Last weekend, Atleti and Real Madrid met again in the Santiago Bernabeu, one of the fortresses of world soccer, but not to Atleti. Well, at least not anymore (before Simeone, Real had won the last 8 league meetings). They became the first team ever to win 3 matches back-to-back at the Bernabeu. In the interview after the game, Simeone smugly stated:
“We take it naturally, to be able to win here,”
When asked to reflect on the transformation of the club since his arrival, he made it clear.

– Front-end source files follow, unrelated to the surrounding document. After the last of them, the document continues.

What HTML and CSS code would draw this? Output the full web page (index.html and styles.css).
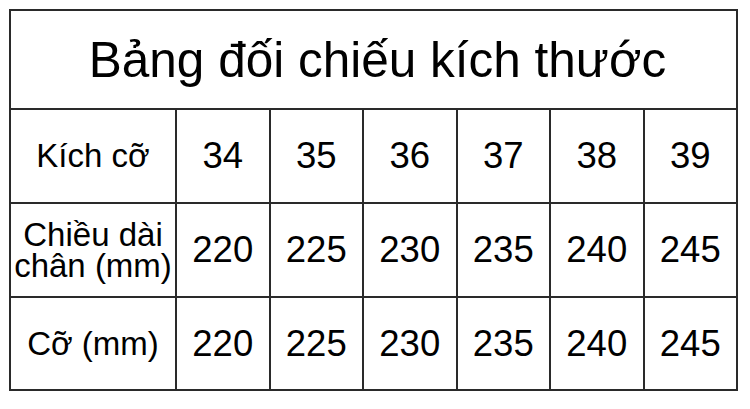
FILE: index.html
```html
<!DOCTYPE html>
<html lang="vi">
<head>
<meta charset="utf-8">
<title>Bảng đối chiếu kích thước</title>
<link rel="stylesheet" href="styles.css">
</head>
<body>
<div class="chart">
  <div class="cell title">Bảng đối chiếu kích thước</div>
  <div class="cell label">Kích cỡ</div>
  <div class="cell num">34</div>
  <div class="cell num">35</div>
  <div class="cell num">36</div>
  <div class="cell num">37</div>
  <div class="cell num">38</div>
  <div class="cell num">39</div>
  <div class="cell label two">Chiều dài<br>chân (mm)</div>
  <div class="cell num">220</div>
  <div class="cell num">225</div>
  <div class="cell num">230</div>
  <div class="cell num">235</div>
  <div class="cell num">240</div>
  <div class="cell num">245</div>
  <div class="cell label">Cỡ (mm)</div>
  <div class="cell num">220</div>
  <div class="cell num">225</div>
  <div class="cell num">230</div>
  <div class="cell num">235</div>
  <div class="cell num">240</div>
  <div class="cell num">245</div>
</div>
</body>
</html>
```
FILE: styles.css
```css
html, body {
  margin: 0;
  padding: 0;
  background: #ffffff;
}
body {
  padding: 9px;
  font-family: "Liberation Sans", Arial, sans-serif;
  color: #000;
}
.chart {
  display: grid;
  width: 729px;
  box-sizing: border-box;
  grid-template-columns: 164px repeat(6, 91.5px);
  grid-template-rows: 97px 92px 92px 91px;
  gap: 2px;
  padding: 2px;
  background: #2a2a2a;
}
.cell {
  background: #ffffff;
  display: flex;
  align-items: center;
  justify-content: center;
  text-align: center;
}
.title {
  grid-column: 1 / -1;
  font-size: 49.5px;
  padding-left: 8px;
}
.label {
  font-size: 33px;
}
.label.two {
  line-height: 31px;
}
.num {
  font-size: 36.5px;
}
```
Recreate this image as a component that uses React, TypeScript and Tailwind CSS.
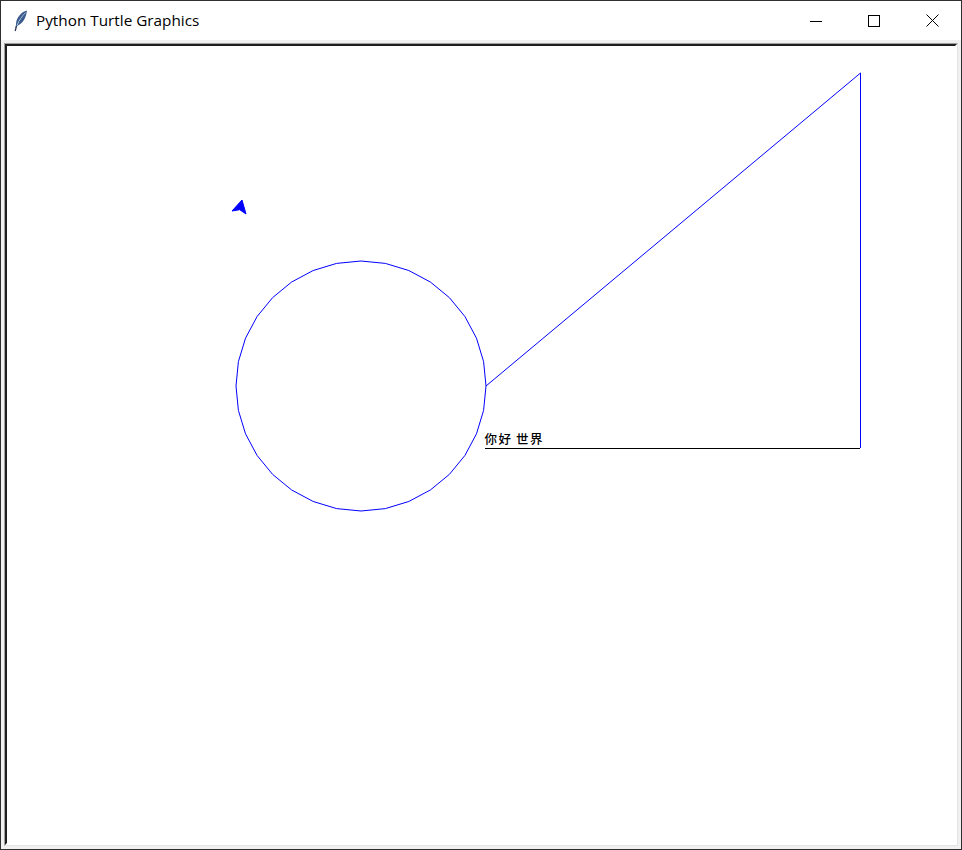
import React from "react";

// turtle circle: 32-gon, radius 125, centre (361, 386)
function circlePoints(cx: number, cy: number, r: number, steps: number) {
  const pts: string[] = [];
  for (let i = 0; i <= steps; i++) {
    const a = (i * 2 * Math.PI) / steps;
    pts.push(`${(cx + r * Math.cos(a)).toFixed(2)},${(cy - r * Math.sin(a)).toFixed(2)}`);
  }
  return pts.join(" ");
}

function Feather() {
  return (
    <svg width="14" height="22" viewBox="0 0 14 22">
      <path d="M13 0.5 C 7 2, 2.5 7.5, 2 14 L 1.8 18 L 3.8 15.5 C 9 13, 12 8, 13 0.5 Z" fill="#3b5b8c" />
      <path d="M11.8 2.5 C 8 6, 5.2 10, 3 15.5" stroke="#a9c1e0" strokeWidth="1" fill="none" />
      <path d="M2.4 16 L 1.2 21" stroke="#2a3a55" strokeWidth="1.3" fill="none" />
    </svg>
  );
}

function TitleBar() {
  return (
    <div className="h-[39px] bg-white flex items-center shrink-0">
      <div className="w-[35px] flex justify-center pl-[4px]">
        <Feather />
      </div>
      <span className="text-[15.3px] text-black pb-[1px]" style={{ fontFamily: '"Segoe UI", "Open Sans", sans-serif' }}>
        Python Turtle Graphics
      </span>
      <div className="ml-auto flex h-full">
        <div className="w-[58px] flex items-center justify-center">
          <svg width="12" height="12" viewBox="0 0 12 12">
            <line x1="0" y1="6.5" x2="12" y2="6.5" stroke="#000" strokeWidth="1" />
          </svg>
        </div>
        <div className="w-[58px] flex items-center justify-center">
          <svg width="12" height="12" viewBox="0 0 12 12">
            <rect x="0.5" y="0.5" width="11" height="11" stroke="#000" strokeWidth="1" fill="none" />
          </svg>
        </div>
        <div className="w-[58px] flex items-center justify-center">
          <svg width="13" height="13" viewBox="0 0 13 13">
            <path d="M0.5 0.5 L12.5 12.5 M12.5 0.5 L0.5 12.5" stroke="#000" strokeWidth="1" />
          </svg>
        </div>
      </div>
    </div>
  );
}

function TurtleCanvas() {
  const cjk = { fontFamily: '"Noto Sans CJK SC", sans-serif', letterSpacing: "1.5px" };
  return (
    <svg width="948" height="798" viewBox="7 46 948 798" className="block">
      <polyline points={circlePoints(361, 386, 125, 32)} fill="none" stroke="#0000ff" strokeWidth="1" />
      <polyline points="486,386 860.5,73 860.5,448" fill="none" stroke="#0000ff" strokeWidth="1" />
      <line x1="485" y1="448.5" x2="860" y2="448.5" stroke="#000" strokeWidth="1" />
      <text y="444" fontSize="12.5" fontWeight="500" fill="#000" style={cjk}>
        <tspan x="484.5">你好</tspan>
        <tspan x="516">世界</tspan>
      </text>
      <polygon points="242,200 232,211 239.7,209.7 246,214" fill="#0000ff" stroke="#0000ff" strokeWidth="1" />
    </svg>
  );
}

export default function App() {
  return (
    <div className="w-[962px] h-[850px] border border-[#2f2f2f] flex flex-col bg-[#f0f0f0]">
      <TitleBar />
      <div className="flex-1 pl-[3px] pt-[3px] pr-[3px] pb-[3px] min-h-0">
        <div className="h-full border border-l-[#a0a0a0] border-t-[#a0a0a0] border-r-[#e3e3e3] border-b-[#e3e3e3]">
          <div className="h-full border-2 border-l-[#1e1e1e] border-t-[#1e1e1e] border-r-white border-b-white bg-white overflow-hidden">
            <TurtleCanvas />
          </div>
        </div>
      </div>
    </div>
  );
}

“Historically, this is what Atletico is. Don’t confuse the fans. This is Atletico. Effort, contagiousness, counter-attacks, competitiveness. That’s the way success has always come and we’ll continue that way, no matter what they say. Those who want to change that are going against what Atletico have always been.”
With an incredibly talented squad full of young, promising players like Griezmann, Carrasco, Saul, Oblak, Giménez, Koke, and Lucas Vietto mixed with the veterans in the form of Tiago, Diego Godín, Gabi, and Juanfran, it is hard to see the success stopping anytime soon, even if the rumors linking Simeone to Chelsea prove true. Nonetheless, Atleti are still very much the underdogs in the big games but that is the major key to their success. The team thrives off of that nothing-to-lose mentality, and, while many dislike them for their rough and physical style of play, no one can deny they deserve to be regarded on the same level as Europe’s top clubs.
So yes, “Se busca rival digno para derbi decente.” I think it is safe to say the madristas’ wish wish came more than true.